Lines containing the string "this" are to be counted; report only how many there are.
━━━ RECORDS SUPPLIED
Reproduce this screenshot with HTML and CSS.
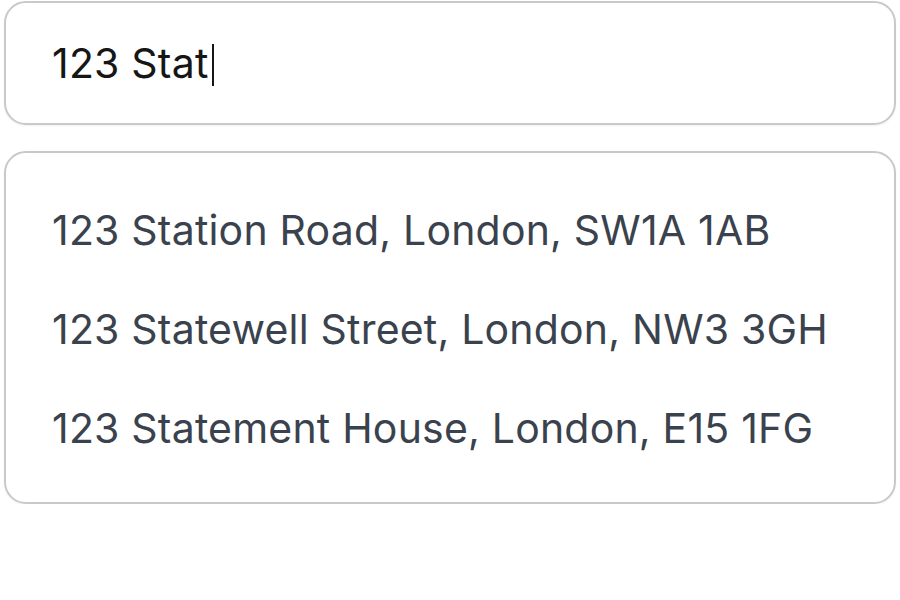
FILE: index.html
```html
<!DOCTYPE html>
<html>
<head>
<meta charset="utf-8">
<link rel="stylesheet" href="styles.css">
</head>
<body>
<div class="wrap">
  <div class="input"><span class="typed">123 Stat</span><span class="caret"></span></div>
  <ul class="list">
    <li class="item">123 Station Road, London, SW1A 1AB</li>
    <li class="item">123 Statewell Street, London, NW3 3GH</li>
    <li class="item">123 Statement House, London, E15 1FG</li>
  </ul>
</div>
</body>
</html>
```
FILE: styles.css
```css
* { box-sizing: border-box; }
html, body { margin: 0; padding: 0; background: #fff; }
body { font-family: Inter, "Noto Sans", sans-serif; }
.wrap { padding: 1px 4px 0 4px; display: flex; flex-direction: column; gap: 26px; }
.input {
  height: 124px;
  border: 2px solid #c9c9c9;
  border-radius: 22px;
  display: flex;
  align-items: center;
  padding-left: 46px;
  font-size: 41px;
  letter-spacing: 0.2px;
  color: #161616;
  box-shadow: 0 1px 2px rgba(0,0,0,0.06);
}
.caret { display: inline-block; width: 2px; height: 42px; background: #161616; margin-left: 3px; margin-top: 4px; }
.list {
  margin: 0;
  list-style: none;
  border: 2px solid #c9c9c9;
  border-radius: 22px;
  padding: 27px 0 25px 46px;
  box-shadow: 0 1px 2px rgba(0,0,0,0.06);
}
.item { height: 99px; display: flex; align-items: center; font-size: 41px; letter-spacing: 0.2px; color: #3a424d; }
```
━━━━━━
━━━ RECORDS SUPPLIED
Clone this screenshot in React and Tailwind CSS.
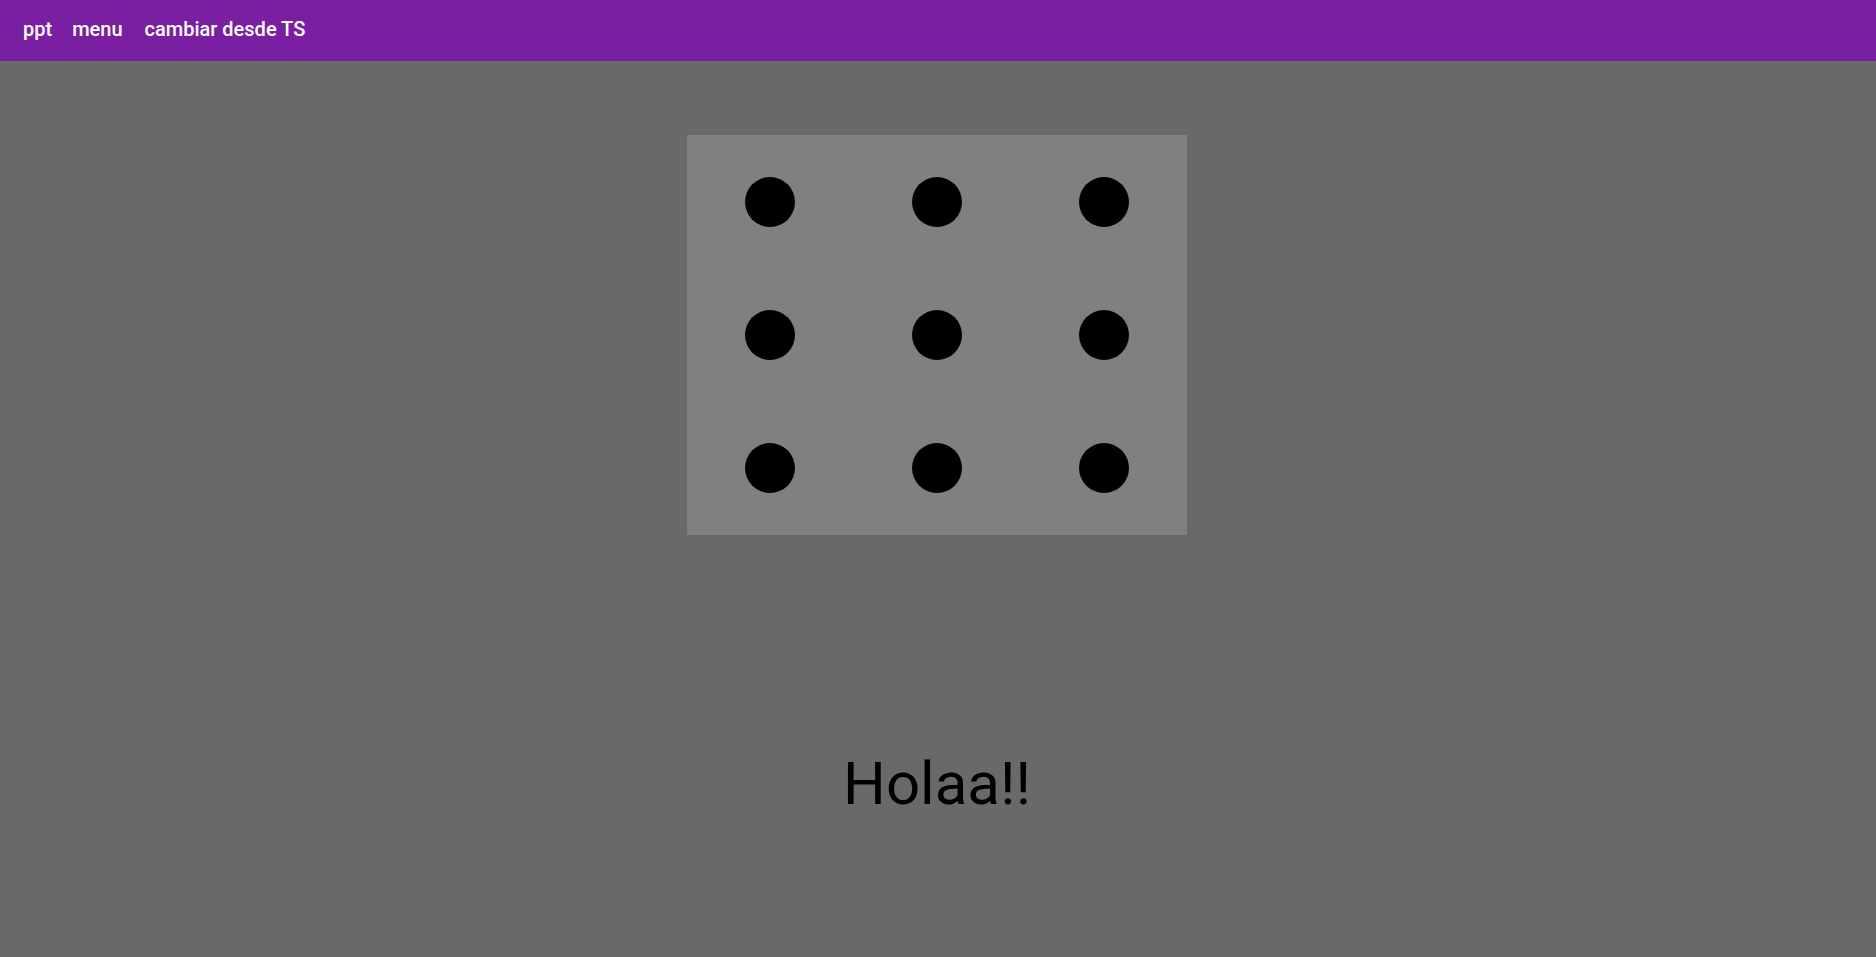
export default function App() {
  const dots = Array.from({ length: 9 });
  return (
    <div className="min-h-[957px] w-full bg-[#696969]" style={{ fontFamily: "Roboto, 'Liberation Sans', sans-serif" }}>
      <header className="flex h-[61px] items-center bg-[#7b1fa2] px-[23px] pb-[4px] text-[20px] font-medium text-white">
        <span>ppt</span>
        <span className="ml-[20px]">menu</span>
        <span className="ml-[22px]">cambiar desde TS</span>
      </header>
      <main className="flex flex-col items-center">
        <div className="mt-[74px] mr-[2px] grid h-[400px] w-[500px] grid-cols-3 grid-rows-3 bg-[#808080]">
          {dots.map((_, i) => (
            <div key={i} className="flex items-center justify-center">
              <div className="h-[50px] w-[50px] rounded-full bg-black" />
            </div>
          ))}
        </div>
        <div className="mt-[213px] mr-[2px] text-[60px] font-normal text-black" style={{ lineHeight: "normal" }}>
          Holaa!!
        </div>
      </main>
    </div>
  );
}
━━━━━━
━━━ RECORDS SUPPLIED
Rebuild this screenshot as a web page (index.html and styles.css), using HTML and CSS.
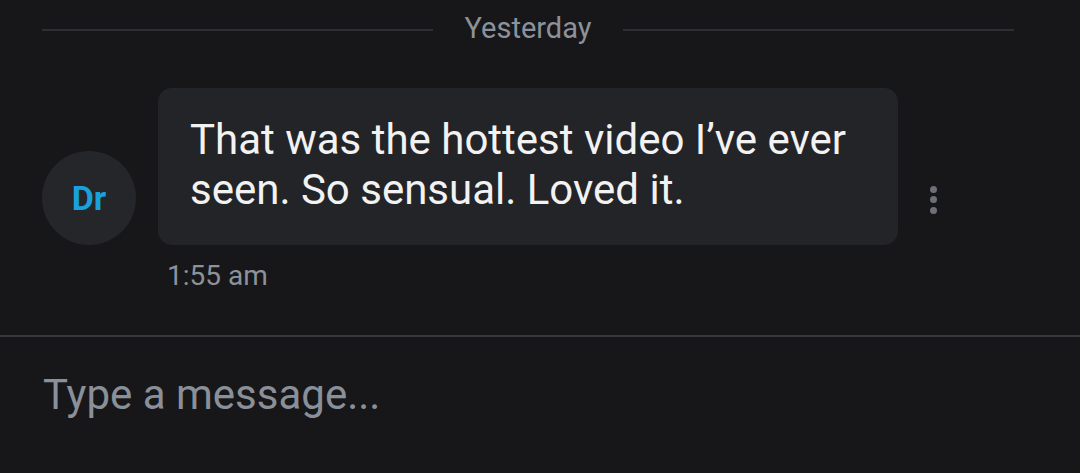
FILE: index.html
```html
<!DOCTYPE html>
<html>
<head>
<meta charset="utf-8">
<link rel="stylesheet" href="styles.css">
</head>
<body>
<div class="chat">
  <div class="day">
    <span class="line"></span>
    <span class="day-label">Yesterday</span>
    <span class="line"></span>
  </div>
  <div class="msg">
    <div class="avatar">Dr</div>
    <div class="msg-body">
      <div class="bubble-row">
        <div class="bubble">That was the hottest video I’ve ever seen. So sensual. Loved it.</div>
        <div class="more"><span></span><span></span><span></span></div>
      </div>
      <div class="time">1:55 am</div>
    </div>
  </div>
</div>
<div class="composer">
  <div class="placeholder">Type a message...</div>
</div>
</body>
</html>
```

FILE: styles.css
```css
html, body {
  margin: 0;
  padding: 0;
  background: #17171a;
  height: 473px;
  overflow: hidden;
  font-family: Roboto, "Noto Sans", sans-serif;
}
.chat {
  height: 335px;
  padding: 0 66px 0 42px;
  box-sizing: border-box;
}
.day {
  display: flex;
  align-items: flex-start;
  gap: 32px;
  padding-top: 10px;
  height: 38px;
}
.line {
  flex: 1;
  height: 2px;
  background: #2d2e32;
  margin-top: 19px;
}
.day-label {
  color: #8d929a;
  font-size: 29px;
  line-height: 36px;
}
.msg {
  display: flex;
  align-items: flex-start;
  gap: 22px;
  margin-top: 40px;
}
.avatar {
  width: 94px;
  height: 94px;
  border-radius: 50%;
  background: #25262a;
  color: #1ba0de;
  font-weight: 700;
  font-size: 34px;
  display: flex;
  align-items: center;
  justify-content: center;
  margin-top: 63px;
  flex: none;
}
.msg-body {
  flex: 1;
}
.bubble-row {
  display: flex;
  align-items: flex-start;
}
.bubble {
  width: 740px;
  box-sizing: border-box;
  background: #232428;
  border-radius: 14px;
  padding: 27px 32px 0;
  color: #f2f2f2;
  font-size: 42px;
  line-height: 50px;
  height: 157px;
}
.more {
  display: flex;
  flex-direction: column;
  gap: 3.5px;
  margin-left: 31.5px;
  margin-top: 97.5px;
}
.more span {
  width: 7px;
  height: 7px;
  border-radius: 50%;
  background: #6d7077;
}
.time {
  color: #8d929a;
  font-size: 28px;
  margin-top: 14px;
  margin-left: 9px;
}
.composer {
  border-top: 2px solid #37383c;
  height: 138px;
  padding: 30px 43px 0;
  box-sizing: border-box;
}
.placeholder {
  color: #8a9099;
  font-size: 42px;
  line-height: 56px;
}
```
━━━━━━
(CORRECT RESULT):
3